The band "For Him" performs during the Bluegrass Gospel Show held on Sunday. The event brought out several bands and fans of Bluegrass all eager to hear more.
The thirty-first annual Mount St. Helens Bluegrass Festival was held at the Toledo High School this last weekend, which heralded a record attendance despite the cancellations of several performers.
"A lot of people attended and a lot of new people came. People really like Phillip Steinmetz & His Sunny Tennesseans and Tommy Brown & The County Line Grass from Kentucky. A lot of seniors with senior tickets came to the local area," said General Cothren, president of the Washington Bluegrass Association.
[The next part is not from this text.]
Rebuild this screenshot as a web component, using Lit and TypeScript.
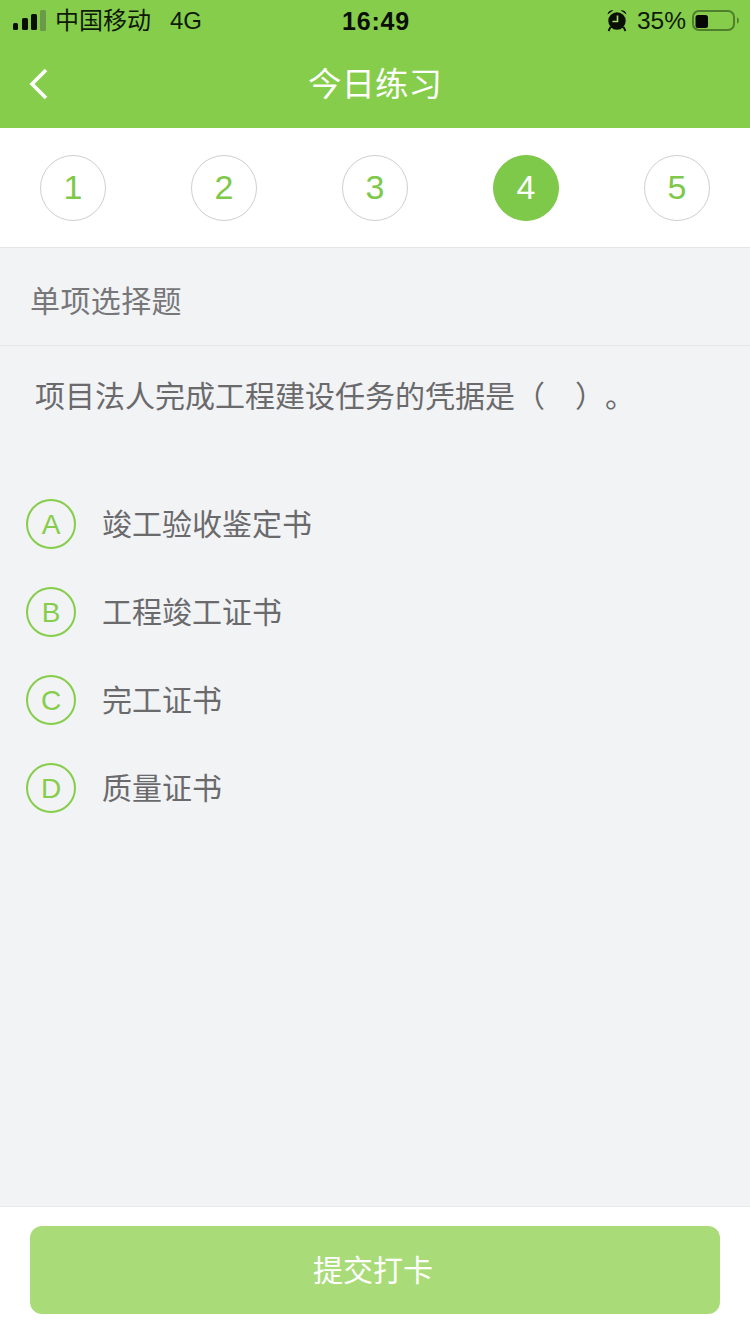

The festival consisted of Bluegrass acts performing throughout the weekend, while Bluegrass enthusiasts could eat in the mess hall and camped side-by-side with other bluegrass enthusiasts for the weekend. Friday was Open Microphone night, and they held a "band scramble" on Saturday with a gospel show for Sunday morning. Performers such as John Shubert and the Stray Dogs performed as well as the group Whiskey Deaf. Tommy Brown and the County Line Grass, Terrence Enyeart and Rural Delivery were all bands that could be heard throughout the weekend.
"We had a fantastic mix of music," said Marv Sobolesky, "I really liked Philip Steinmetz and His Sunny Tennesseans, he plays Claw Hammer Old Mountain Music from the Civil War Era."
Philip Steinmetz and His Sunny Tennesseans, who were the headliner of the festival, joined the fray on Saturday. Philip Steinmetz and His Sunny Tennesseans are a Bluegrass band from Waverely, Tennessee. The leader of the band, Steinmetz hails from a family of musicians, learning to play the banjo at age 11 from his Great Uncle Grandpa Jones of Hee Haw and Grand Old Opry fame, two well-known bluegrass bands. Sunday morning a "gospel show" was held during the last breakfast of the festival, where some of the bands from the weekend were asked to stay and participate. General Cothren had some trouble getting some of the performers to stay for the Sunday gospel show, as many of them had traveled far and needed to get a head start home. Despite the trouble, local musician Mary Hart was asked to perform with her band of bluegrass pickin' ladies called "For Him," and performed gospel Bluegrass while things wrapped up for the Bluegrass festival.
For many attending the festival they all spoke with a common theme, that the festival was a great success, one of the largest for attendance in recent history, and that they cannot wait until next year for the return of the next Mount St. Bluegrass Festival.